Moving from Q2 to Q3, Tesla had queued up more than 10,000 vehicles that were in transit to customers on July 1. As such, Tesla provided guidance that deliveries would outpace production in Q3. This was done intentionally to stall the delivery of the 200,000th Tesla to a US customer since delivering that vehicle at the start of the new quarter meant more federal tax credit money for more customers.
On margins …
Analysts may say that the Model 3 has the potential for 30% gross margins, but that doesn’t necessarily make it so in the real world. As with any new product launch, Tesla’s margins on its early production vehicles were heavily in the negative, but that has been improving over time as early interventions on production line issues have squeezed more car out of less money and sped up production.

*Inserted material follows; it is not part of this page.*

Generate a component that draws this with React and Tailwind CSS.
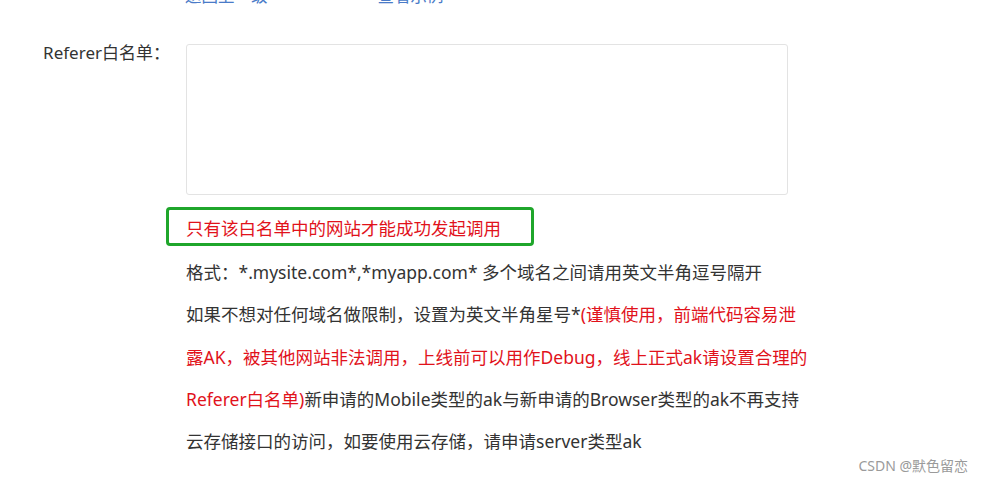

Tesla shared that it is on that improvement ramp and hitting some important milestones. The company gave guidance for a 15% gross margin on Model 3 in Q3, with the expectation that it will improve to 20% in Q4.
On service …
Since the Model 3 launched, Tesla has been taking a beating when it comes to service. The forums are chock full of new-to-Tesla customers and longtime Tesla customers suffering through waits of many months for single parts.
These service and parts supply chain issues are to be expected, but they are not welcomed or excused by everyone — and not everyone appreciates the challenges as Tesla attempts to dig itself out of Model 3 production hell. As Elon shared, ramping from 1,000 deliveries per week to 6,000 per week was like “hitting a square wave.” That’s electrical engineering nerd speak for running into a brick wall.
To combat these issues, Tesla continues to pour itself into service, opening 8 new stores even as it laid off 9% of its staff just a few months back. Curiously, new job postings are up from just over 1,500 active new job postings to just over 2,000 postings as Tesla seeks to build the organization it always wanted to be. Tesla closed Q2 with 347 locations worldwide. Now at 40,000 strong, Tesla is feeling the pain of being a global company that’s still trying to act like a startup all these years later. And, as Elon shared in a recent Bloomberg interview, when you have 40,000 employees, you’re bound to have a large variety of disgruntled employees and employee problems as well.
In parallel, Tesla is ramping up its mobile service fleet “mostly in the US” and it expects to be gradually rolling this out around the world as it customizes service for each new geography. Without a doubt, they intend to be operating as smoothly as possible when they roll up to the first customers in fresh regions.
Customers have shown a clear preference for having their vehicles serviced at home and I can attest to just how much easier it was to have a mobile service tech pull up out front and replace the first-generation door handles on our Model S in our garage. That was much easier than it would have been to get the car upgraded at a service center.
On chaaaaaging ….
Tesla has ramped up its Supercharging installations as well, maintaining a breakneck installation rate that saw 103 new locations and 1,308 new stations opened in Q2. Those installations pushed Tesla over the 10,000 mark, with the 10,000th Supercharging stall being activated in late June.
All told, there are currently 10,800 Supercharging stalls around the world and 19,200 destination chargers in Tesla’s world. That’s an impressive array of DC fast charging stations and a powerful supportive army of “regular” level 2 chargers for customers to tap into when they are out in the world. Moving forward, Tesla is working with large employers to get to work installing chargers for their employees.
This network expansion comes as Tesla announces the end of free lifetime Supercharging for even referred buyers of the Model S, X, and Model 3 Performance. It would be fascinating to see data on which Tesla models make use of the stations the most (and separated by model year), but alas, I have not been granted the keys to the Tesla kingdom … yet.